Os postigos, de menor dimensão, tinham serventias específicas. O Postigo do Carvão, único sobrevivente até aos dias de hoje, era utilizado para o transporte de carvão oriundo das minas de Gaia e Gondomar, descarregado em barcaças no Cais da Ribeira.
O Declínio da Muralha
Nos séculos XVIII e XIX, o Porto vivenciou um grande crescimento urbano, levando muitas pessoas a viver nos arrabaldes, fora dos limites dos muros. A muralha, que antes protegia a cidade, tornou-se um obstáculo ao progresso e à expansão. Assim, grande parte da estrutura foi desmantelada para abrir espaço a novos arruamentos e à construção de edifícios. As pedras da muralha foram reaproveitadas em várias construções públicas da época.

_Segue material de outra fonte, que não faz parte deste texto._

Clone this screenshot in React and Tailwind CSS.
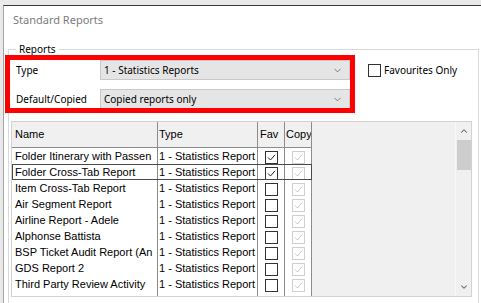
import { ChevronDown, ChevronUp } from "lucide-react";

const reports = [
  { name: "Folder Itinerary with Passen", fav: true },
  { name: "Folder Cross-Tab Report", fav: true, focus: true },
  { name: "Item Cross-Tab Report", fav: false },
  { name: "Air Segment Report", fav: false },
  { name: "Airline Report - Adele", fav: false },
  { name: "Alphonse Battista", fav: false },
  { name: "BSP Ticket Audit Report (An", fav: false },
  { name: "GDS Report 2", fav: false },
  { name: "Third Party Review Activity", fav: false },
];

function Check({ checked, disabled }) {
  return (
    <div
      className={`mt-[3px] w-[13px] h-[13px] border bg-white ${
        disabled ? "border-[#cfcfcf]" : "border-[#333333]"
      }`}
    >
      {checked && (
        <svg viewBox="0 0 11 11" className="w-[11px] h-[11px]">
          <path
            d="M2 5.5 L4.5 8 L9 2.8"
            fill="none"
            stroke={disabled ? "#c6c6c6" : "#222"}
            strokeWidth="1"
          />
        </svg>
      )}
    </div>
  );
}

function Select({ value }) {
  return (
    <div className="w-[250px] h-[20px] bg-[#e5e5e5] border border-[#c9c9c9] flex items-center justify-between pl-[3px] pr-[6px]">
      <span>{value}</span>
      <ChevronDown size={11} strokeWidth={1.4} color="#444" />
    </div>
  );
}

export default function App() {
  return (
    <div className="w-[481px] h-[303px] overflow-hidden bg-[#e9e9e9] pt-[5px] pl-[3px] font-['Noto_Sans',sans-serif] text-[10px] text-black">
      <div className="h-full bg-white border-t border-l border-t-[#3a3a3a] border-l-[#a5a5a5]">
        {/* Titulo */}
        <div className="pl-[9px] pt-[6px] h-[28px] text-[11px] text-[#7b7b7b]">Standard Reports</div>

        {/* Grupo Reports */}
        <fieldset className="ml-[4px] mt-[8px] w-[471px] border border-[#d9d9d9] pb-[20px]">
          <legend className="ml-[7px] px-[3px] leading-[14px]">Reports</legend>

          <div className="relative">
            {/* Filtros */}
            <div className="flex items-center h-[20px] mt-[4px]">
              <span className="w-[91px] pl-[7px]">Type</span>
              <Select value="1 - Statistics Reports" />
              <div className="ml-[18px] mt-[1px] w-[13px] h-[13px] border border-[#333] bg-white" />
              <span className="ml-[3px]">Favourites Only</span>
            </div>
            <div className="flex items-center h-[20px] mt-[9px]">
              <span className="w-[91px] pl-[7px]">Default/Copied</span>
              <Select value="Copied reports only" />
            </div>

            {/* Marco rojo */}
            <div className="absolute left-[-4px] top-[-5px] w-[350px] h-[58px] border-[5px] border-[#ff0000] pointer-events-none" />
          </div>

          {/* Tabla */}
          <div className="ml-[2px] mt-[12px] w-[461px] h-[176px] border border-[#d2d2d2] flex font-['Liberation_Sans',Arial,sans-serif] text-[11px]">
            <div className="w-[443px] bg-[#f0f0f0] flex flex-col">
              <div className="flex h-[26px]">
                <div className="w-[146px] border-r border-b border-[#8c8c8c] pl-[3px] flex items-center">Name</div>
                <div className="w-[100px] border-r border-b border-[#8c8c8c] pl-[1px] flex items-center">Type</div>
                <div className="w-[27px] border-r border-b border-[#8c8c8c] pl-[2px] flex items-center">Fav</div>
                <div className="w-[27px] border-r border-b border-[#8c8c8c] pl-[1px] flex items-center overflow-hidden whitespace-nowrap">Copy</div>
              </div>
              <div className="w-[300px] flex-1 flex flex-col bg-white">
                {reports.map((r) => (
                  <div
                    key={r.name}
                    className={`flex h-[16px] ${r.focus ? "outline outline-1 -outline-offset-1 outline-[#4a4a4a]" : ""}`}
                  >
                    <div className="w-[146px] border-r border-[#8c8c8c] pl-[3px] leading-[16px] whitespace-nowrap overflow-hidden">{r.name}</div>
                    <div className="w-[100px] border-r border-[#8c8c8c] pl-[1px] leading-[16px] whitespace-nowrap overflow-hidden">1 - Statistics Report</div>
                    <div className="w-[27px] border-r border-[#8c8c8c] flex justify-center">
                      <Check checked={r.fav} />
                    </div>
                    <div className="w-[27px] border-r border-[#8c8c8c] flex justify-center">
                      <Check checked disabled />
                    </div>
                  </div>
                ))}
                <div className="flex flex-1">
                  <div className="w-[146px] border-r border-[#8c8c8c]" />
                  <div className="w-[100px] border-r border-[#8c8c8c]" />
                  <div className="w-[27px] border-r border-[#8c8c8c]" />
                  <div className="w-[27px] border-r border-[#8c8c8c]" />
                </div>
              </div>
            </div>

            {/* Barra de desplazamiento */}
            <div className="w-[16px] bg-[#f0f0f0] border-l border-[#f8f8f8] flex flex-col items-center">
              <div className="h-[18px] flex items-center">
                <ChevronUp size={10} strokeWidth={2.5} color="#606060" />
              </div>
              <div className="w-[14px] h-[30px] bg-[#cdcdcd]" />
              <div className="flex-1" />
              <div className="h-[18px] flex items-center">
                <ChevronDown size={10} strokeWidth={2.5} color="#606060" />
              </div>
            </div>
          </div>
        </fieldset>
      </div>
    </div>
  );
}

O desmantelamento mais significativo ocorreu no século XIX, quando grande parte da muralha foi demolida. Restaram apenas pequenos trechos, como os das escarpas dos Guindais e das Virtudes, que foram restaurados nos anos 1920 pela Direção-Geral dos Edifícios e Monumentos Nacionais. Estas partes sobreviventes são hoje preciosos testemunhos da história medieval da cidade.
Herança e Preservação
Os restos da Muralha Fernandina podem ser admirados em locais como:
- Escarpa dos Guindais: O melhor e mais bem preservado trecho da muralha, visível da Ponte D. Luís.
- Virtudes: Outro importante segmento, restaurado e protegido.
- Traseiras de casas: Vestígios escondidos em ruas como a Rua de 31 de Janeiro, Passeio das Cardosas, e Rua de S. Francisco.
Embora muito tenha sido perdido, a Muralha Fernandina permanece como um símbolo do esforço e engenho dos portuenses medievais na defesa da sua cidade. Os trechos remanescentes são um convite à reflexão sobre a importância de preservar a história urbana para as gerações futuras.
Hoje, o Postigo do Carvão, último dos 18 acessos da muralha ainda existente, é um marco histórico singular. Localizado na zona da Ribeira, serve como um elo tangível entre o passado medieval do Porto e a sua realidade contemporânea, perpetuando a memória de uma cidade que soube equilibrar defesa e progresso ao longo dos séculos.